* [Task details]:
Repeat the records below exactly, leaving out any pictures.

* [Provided records]:
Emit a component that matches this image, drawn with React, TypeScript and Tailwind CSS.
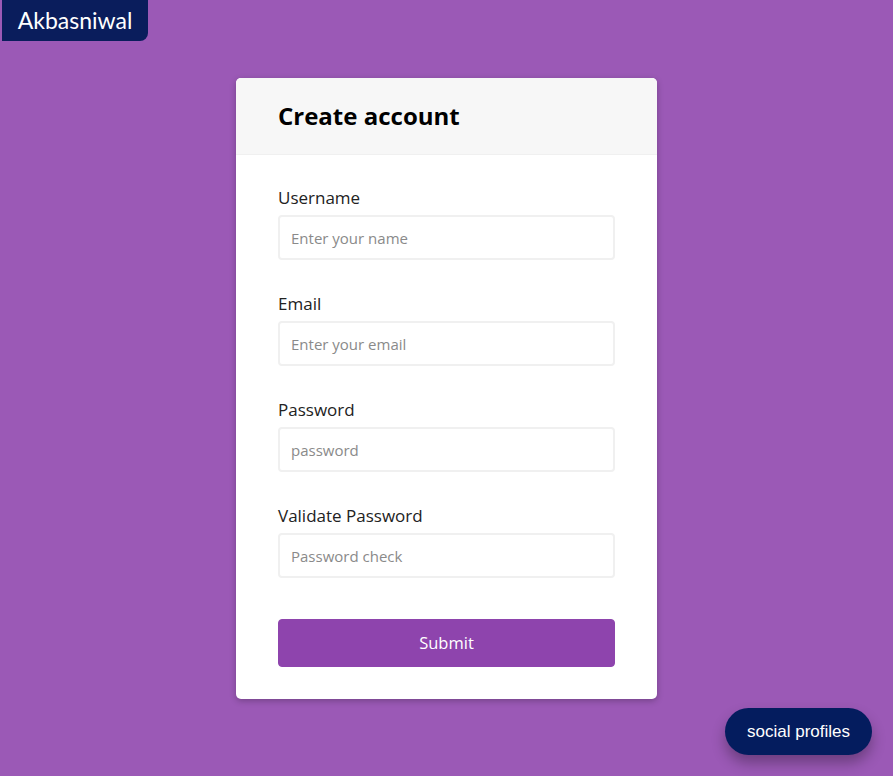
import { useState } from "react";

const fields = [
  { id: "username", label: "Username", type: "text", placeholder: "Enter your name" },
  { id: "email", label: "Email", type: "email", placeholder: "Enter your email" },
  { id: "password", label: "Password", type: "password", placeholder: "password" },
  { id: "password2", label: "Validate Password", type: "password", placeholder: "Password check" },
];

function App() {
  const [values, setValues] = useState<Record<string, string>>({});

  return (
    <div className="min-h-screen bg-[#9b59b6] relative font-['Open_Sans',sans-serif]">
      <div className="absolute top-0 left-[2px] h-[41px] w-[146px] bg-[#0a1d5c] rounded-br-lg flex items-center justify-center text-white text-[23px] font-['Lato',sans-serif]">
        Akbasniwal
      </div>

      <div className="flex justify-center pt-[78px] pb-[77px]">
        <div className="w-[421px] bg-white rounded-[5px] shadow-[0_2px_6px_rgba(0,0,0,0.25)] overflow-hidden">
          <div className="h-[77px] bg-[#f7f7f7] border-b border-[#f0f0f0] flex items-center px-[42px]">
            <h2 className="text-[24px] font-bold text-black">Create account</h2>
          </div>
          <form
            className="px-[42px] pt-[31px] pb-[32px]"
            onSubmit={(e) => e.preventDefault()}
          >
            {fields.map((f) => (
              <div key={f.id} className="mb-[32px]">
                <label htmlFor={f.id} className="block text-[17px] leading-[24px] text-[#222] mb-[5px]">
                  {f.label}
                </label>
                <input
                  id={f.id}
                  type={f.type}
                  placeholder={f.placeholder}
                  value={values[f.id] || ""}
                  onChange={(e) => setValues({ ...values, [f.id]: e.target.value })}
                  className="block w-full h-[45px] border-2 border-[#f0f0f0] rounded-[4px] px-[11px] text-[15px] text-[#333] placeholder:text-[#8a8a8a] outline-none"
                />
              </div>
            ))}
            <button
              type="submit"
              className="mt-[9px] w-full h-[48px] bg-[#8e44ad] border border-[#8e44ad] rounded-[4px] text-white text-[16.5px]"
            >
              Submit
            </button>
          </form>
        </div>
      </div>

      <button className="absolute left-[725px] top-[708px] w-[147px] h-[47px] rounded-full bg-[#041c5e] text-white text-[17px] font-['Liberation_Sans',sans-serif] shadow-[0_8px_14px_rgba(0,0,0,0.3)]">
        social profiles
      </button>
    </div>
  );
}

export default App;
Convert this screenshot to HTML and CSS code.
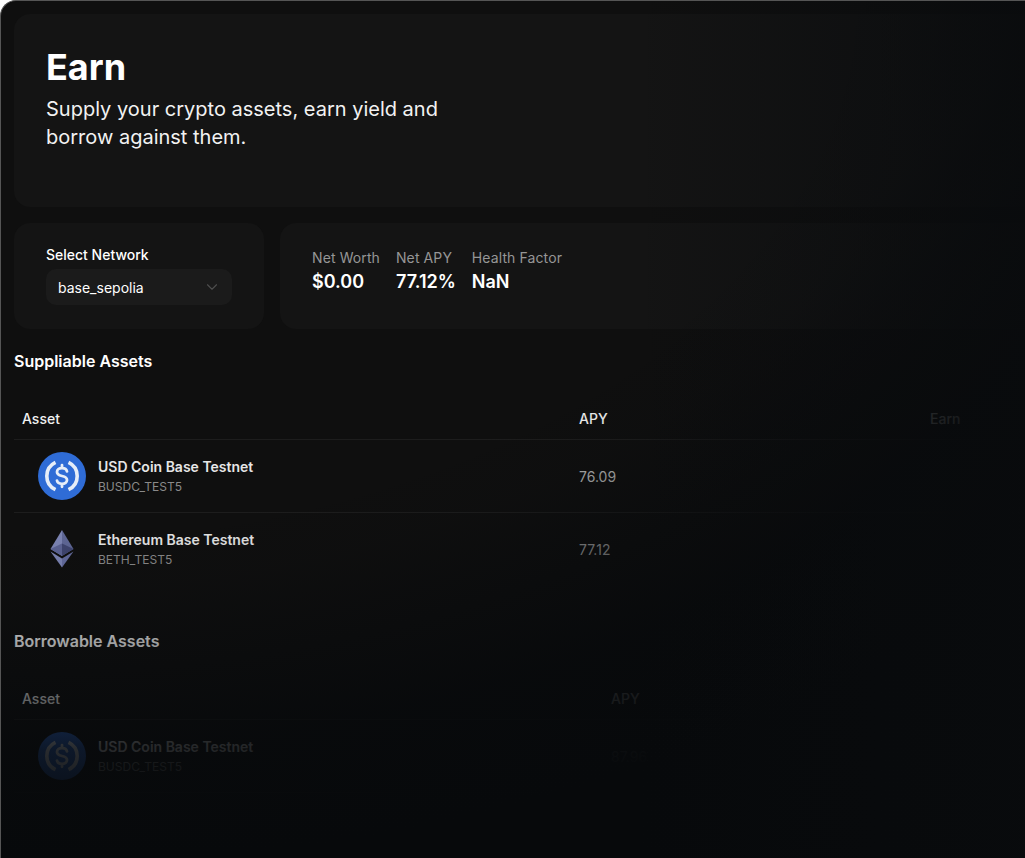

* [Complete answer]:
Emit a component that matches this image, drawn with React, TypeScript and Tailwind CSS.
import { useState } from "react";

const fields = [
  { id: "username", label: "Username", type: "text", placeholder: "Enter your name" },
  { id: "email", label: "Email", type: "email", placeholder: "Enter your email" },
  { id: "password", label: "Password", type: "password", placeholder: "password" },
  { id: "password2", label: "Validate Password", type: "password", placeholder: "Password check" },
];

function App() {
  const [values, setValues] = useState<Record<string, string>>({});

  return (
    <div className="min-h-screen bg-[#9b59b6] relative font-['Open_Sans',sans-serif]">
      <div className="absolute top-0 left-[2px] h-[41px] w-[146px] bg-[#0a1d5c] rounded-br-lg flex items-center justify-center text-white text-[23px] font-['Lato',sans-serif]">
        Akbasniwal
      </div>

      <div className="flex justify-center pt-[78px] pb-[77px]">
        <div className="w-[421px] bg-white rounded-[5px] shadow-[0_2px_6px_rgba(0,0,0,0.25)] overflow-hidden">
          <div className="h-[77px] bg-[#f7f7f7] border-b border-[#f0f0f0] flex items-center px-[42px]">
            <h2 className="text-[24px] font-bold text-black">Create account</h2>
          </div>
          <form
            className="px-[42px] pt-[31px] pb-[32px]"
            onSubmit={(e) => e.preventDefault()}
          >
            {fields.map((f) => (
              <div key={f.id} className="mb-[32px]">
                <label htmlFor={f.id} className="block text-[17px] leading-[24px] text-[#222] mb-[5px]">
                  {f.label}
                </label>
                <input
                  id={f.id}
                  type={f.type}
                  placeholder={f.placeholder}
                  value={values[f.id] || ""}
                  onChange={(e) => setValues({ ...values, [f.id]: e.target.value })}
                  className="block w-full h-[45px] border-2 border-[#f0f0f0] rounded-[4px] px-[11px] text-[15px] text-[#333] placeholder:text-[#8a8a8a] outline-none"
                />
              </div>
            ))}
            <button
              type="submit"
              className="mt-[9px] w-full h-[48px] bg-[#8e44ad] border border-[#8e44ad] rounded-[4px] text-white text-[16.5px]"
            >
              Submit
            </button>
          </form>
        </div>
      </div>

      <button className="absolute left-[725px] top-[708px] w-[147px] h-[47px] rounded-full bg-[#041c5e] text-white text-[17px] font-['Liberation_Sans',sans-serif] shadow-[0_8px_14px_rgba(0,0,0,0.3)]">
        social profiles
      </button>
    </div>
  );
}

export default App;
Convert this screenshot to HTML and CSS code.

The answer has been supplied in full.